Many financial experts say that eliminating debt is one of the most important financial steps you can take. However, not all debt is created equal. There are both good and bad debts. Here's a quick breakdown:

  • Good debt: Helps grow your wealth or income and tends to have a relatively lower interest rate. Examples include mortgages, car loans, and student loans.
  • Bad debt: Makes your financial situation worse via high or variable interest rates. Examples include credit cards and high-interest personal loans (when used for nonessential purchases).

If you have bad debt, it is advisable to prioritize paying it off as quickly as possible. On the other hand, you may not be in a rush to pay off good debt and want to prioritize other uses for the extra cash.

Strategies for Paying off Debt

There are myriad strategies for paying off a credit card or other form of debt. They include popular methods such as the:

  • Debt avalanche: Plunge your money into the debts with the highest interest rates first.
  • Debt snowball: Prioritize paying off debt in order from smallest to largest balance.

Which strategy is right for you depends on your unique situation. However, no matter the chosen strategy, it's important to stick to your debt-reduction goal until it is accomplished.

Increase Your Savings

If you've already saved up an emergency fund and don't have any high-interest debt balances to pay off, you may want to use the extra cash to boost a savings account or open a new one.

Types of Savings Accounts

Here's a quick rundown on the most popular types of savings accounts:

  • Traditional savings accounts: These accounts may be found at most banks and allow account holders to earn a small amount of interest. Savings accounts offer easy access to funds, offering up to six fee-free withdrawals per month.
  • High-yield savings accounts: These accounts typically offer higher interest payouts than traditional savings accounts. However, you may incur a fee if the account balance falls below a specified minimum. In addition, not all banks may offer high-yield savings accounts in all markets.
  • Money market accounts (MMAs): These accounts are similar to traditional savings accounts but may offer higher interest payout rates. MMAs may also offer some of the features of checking accounts, such as access to automated teller machines (ATMs) and the ability to write checks.
  • Certificates of deposit: These products typically offer higher interest rates than traditional savings accounts. However, with many CDs, you must commit the funds to the account until the maturity date in return for the higher interest. These terms may last between few weeks to several years. If an early withdrawal is made, you may face a penalty, such as forfeiting any earned interest.

Increase Your Retirement Contributions

If you've received some extra cash, consider contributing it to retirement savings accounts. You may do this by increasing contributions to a 401(k) or 403(b) — especially if your employer will match contributions. This may give your retirement account a significant boost.

Alternatively, you could use the extra money to open an individual retirement account (IRA). These investment accounts offer tax advantages. For example, contributions to traditional IRAs are usually tax-deductible. On the other hand, Roth IRAs allow investors to enjoy tax-free qualified distributions once they've reached retirement age.
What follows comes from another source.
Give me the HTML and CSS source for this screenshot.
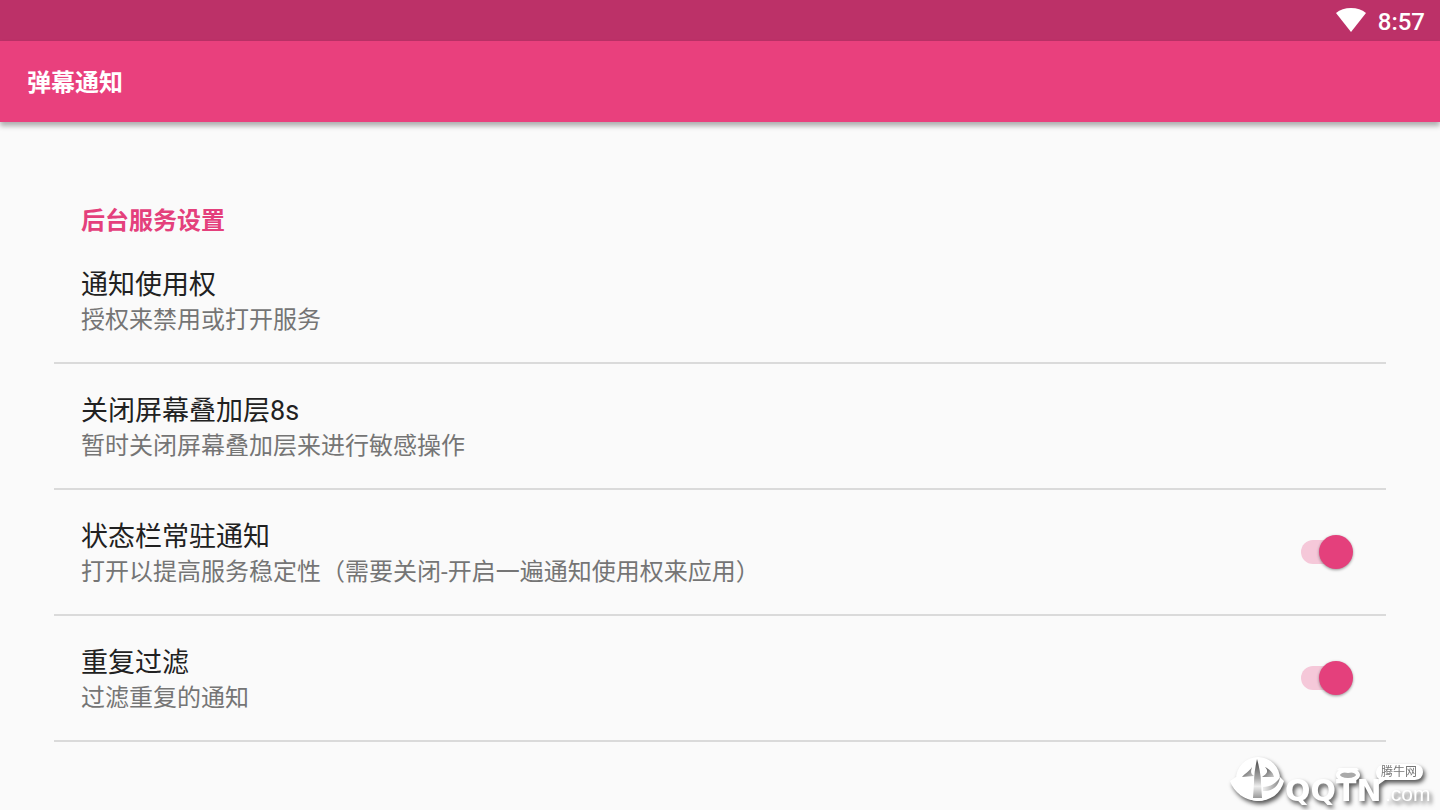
FILE: index.html
```html
<!DOCTYPE html>
<html lang="zh-CN">
<head>
  <meta charset="utf-8"/>
  <meta content="width=device-width, initial-scale=1.0" name="viewport"/>
  <title>弹幕通知</title>
  <link rel="stylesheet" href="styles.css">
</head>
<body>
  <div class="status-bar">
    <svg class="wifi" viewBox="0 0 30 24" aria-hidden="true">
      <path d="M15 24 L0 5 Q6 0 15 0 Q24 0 30 5 Z" fill="#fff"/>
    </svg>
    <span class="clock">8:57</span>
  </div>
  <header class="app-bar">
    <h1>弹幕通知</h1>
  </header>

  <main class="settings">
    <h2>后台服务设置</h2>
    <button class="row" type="button">
      <span class="text">
        <span class="title">通知使用权</span>
        <span class="summary">授权来禁用或打开服务</span>
      </span>
    </button>
    <button class="row" type="button">
      <span class="text">
        <span class="title">关闭屏幕叠加层8s</span>
        <span class="summary">暂时关闭屏幕叠加层来进行敏感操作</span>
      </span>
    </button>
    <label class="row" for="keepNotice">
      <span class="text">
        <span class="title">状态栏常驻通知</span>
        <span class="summary">打开以提高服务稳定性（需要关闭-开启一遍通知使用权来应用）</span>
      </span>
      <input class="switch" id="keepNotice" type="checkbox" checked>
    </label>
    <label class="row" for="filterRepeat">
      <span class="text">
        <span class="title">重复过滤</span>
        <span class="summary">过滤重复的通知</span>
      </span>
      <input class="switch" id="filterRepeat" type="checkbox" checked>
    </label>
  </main>

  <!-- site mark over the bottom right corner -->
  <svg class="watermark" viewBox="0 0 220 70" aria-label="QQTN.com 腾牛网">
    <defs>
      <linearGradient id="cut" x1="0" y1="0" x2="1" y2="1">
        <stop offset="0" stop-color="#444"/>
        <stop offset="1" stop-color="#ccc"/>
      </linearGradient>
      <linearGradient id="stem" x1="0" y1="0" x2="0" y2="1">
        <stop offset="0" stop-color="#444"/>
        <stop offset="0.5" stop-color="#aaa"/>
        <stop offset="0.7" stop-color="#eee"/>
        <stop offset="1" stop-color="#999"/>
      </linearGradient>
      <linearGradient id="rim" x1="0" y1="0" x2="1" y2="0">
        <stop offset="0" stop-color="#eee"/>
        <stop offset="1" stop-color="#888"/>
      </linearGradient>
    </defs>
    <g class="mark">
      <circle cx="38" cy="39" r="22" fill="#fff"/>
      <path d="M16 37 L10 41 C14 53 25 60 37 61 C50 61 61 54 64 41 L60 37 Z" fill="#fff"/>
      <ellipse cx="128" cy="35" rx="10" ry="5" fill="#aaa" stroke="#fff" stroke-width="4"/>
      <path d="M117 30 Q128 36 139 30 L137 28 H119 Z" fill="#fff"/>
      <path d="M165 24 H195 Q203 25 203 32 Q203 39 195 40 H165 L158 45 L159 39 Q156 37 156 32 Q157 25 165 24 Z" fill="#fff"/>
      <text class="brand" x="65" y="61">QQTN</text>
      <text class="domain" x="165" y="61">.com</text>
    </g>
    <path d="M37 19 C35 28 34 35 34 43 L33 58 H42 L41 43 C41 35 39 26 37 19 Z" fill="url(#stem)"/>
    <path d="M32 27 C29 32 25 33 22 37 L34 36 C30 33 31 31 32 27 Z" fill="url(#cut)"/>
    <path d="M42 37 H54 C53 32 49 29 45 27 C49 31 47 34 42 37 Z" fill="url(#cut)"/>
    <path d="M43 47 C50 47 57 43 60 37 C59 46 52 52 43 51 Z" fill="url(#rim)"/>
    <text class="site" x="161" y="36">腾牛网</text>
  </svg>
</body>
</html>
```
FILE: styles.css
```css
* {
  box-sizing: border-box;
}
body {
  margin: 0;
  min-height: 100vh;
  font-family: Roboto, "Noto Sans CJK SC", sans-serif;
  background-color: #fafafa;
  color: #212121;
}
.status-bar {
  display: flex;
  align-items: center;
  justify-content: flex-end;
  gap: 12px;
  height: 41px;
  padding: 0 15px 1px;
  background-color: #bc3168;
  color: #fff;
}
.wifi {
  width: 30px;
  height: 24px;
}
.clock {
  font-size: 24px;
  font-weight: 500;
  line-height: 28px;
  padding-top: 3px;
}
.app-bar {
  display: flex;
  align-items: center;
  height: 81px;
  padding: 2px 27px 0;
  background-color: #e9407d;
  box-shadow: 0 4px 5px rgba(0, 0, 0, 0.3);
}
h1, h2 {
  margin: 0;
  font-size: 24px;
  font-weight: 700;
  line-height: 34px;
}
h1 {
  color: #fff;
}
.settings {
  padding: 82px 54px 40px;
}
h2 {
  padding: 0 27px;
  color: #e4407c;
}
.row {
  display: flex;
  align-items: center;
  justify-content: space-between;
  width: 100%;
  padding: 0 27px;
  border: none;
  border-bottom: 2px solid #dadada;
  background: none;
  color: inherit;
  font-family: inherit;
  text-align: left;
  cursor: pointer;
}
.text {
  display: flex;
  flex-direction: column;
  padding: 29px 0 24px;
}
.title {
  font-size: 27px;
  line-height: 36px;
}
.summary {
  font-size: 24px;
  line-height: 35px;
  color: #757575;
}
.switch {
  appearance: none;
  display: flex;
  align-items: center;
  flex-shrink: 0;
  width: 48px;
  height: 24px;
  margin: 0 10px 0 0;
  border-radius: 12px;
  background-color: #bdbdbd;
  cursor: pointer;
}
.switch::before {
  content: "";
  width: 34px;
  height: 34px;
  flex-shrink: 0;
  border-radius: 50%;
  background-color: #fafafa;
  box-shadow: 0 1px 3px rgba(0, 0, 0, 0.4);
}
.switch:checked {
  justify-content: flex-end;
  background-color: #f5c8d9;
}
.switch:checked::before {
  margin-right: -4px;
  background-color: #e4407c;
}
.watermark {
  position: fixed;
  right: 0;
  bottom: 0;
  width: 220px;
  height: 70px;
  pointer-events: none;
}
.mark {
  filter: drop-shadow(2px 3px 2px rgba(0, 0, 0, 0.65));
}
.brand {
  font-family: "DejaVu Sans", sans-serif;
  font-size: 30px;
  font-weight: 700;
  fill: #fff;
}
.domain {
  font-family: "Liberation Sans", sans-serif;
  font-size: 21px;
  fill: #fff;
}
.site {
  font-family: "Noto Sans CJK SC", sans-serif;
  font-size: 12px;
  fill: #777;
}
```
If your retirement contributions are already maxed out, consider contributing the extra funds to a taxable investing account.

Invest in Yourself

Investing in yourself may be one of the most rewarding investments on this list. Doing so may improve your career or financial situation by following one of these example goals:

  • Earn a degree to increase your earning potential (or pursue a lifelong dream).
  • Study for a professional certificate that will boost your chance of a promotion or higher salary.
  • Start your own business without taking on business loans.
  • Learn a new skill that may make you more professionally in demand or help you earn more income.
  • Save for your child's future in a custodial or education-focused savings account.

The Bottom Line

Having excess cash can be a pleasant surprise, but determining what to do with extra money may be a challenge. If you don't have a clear money goal, it may be a wise idea to put the extra cash in an interest-paying savings account while you consider the options. This way, your funds will be safe and may even grow.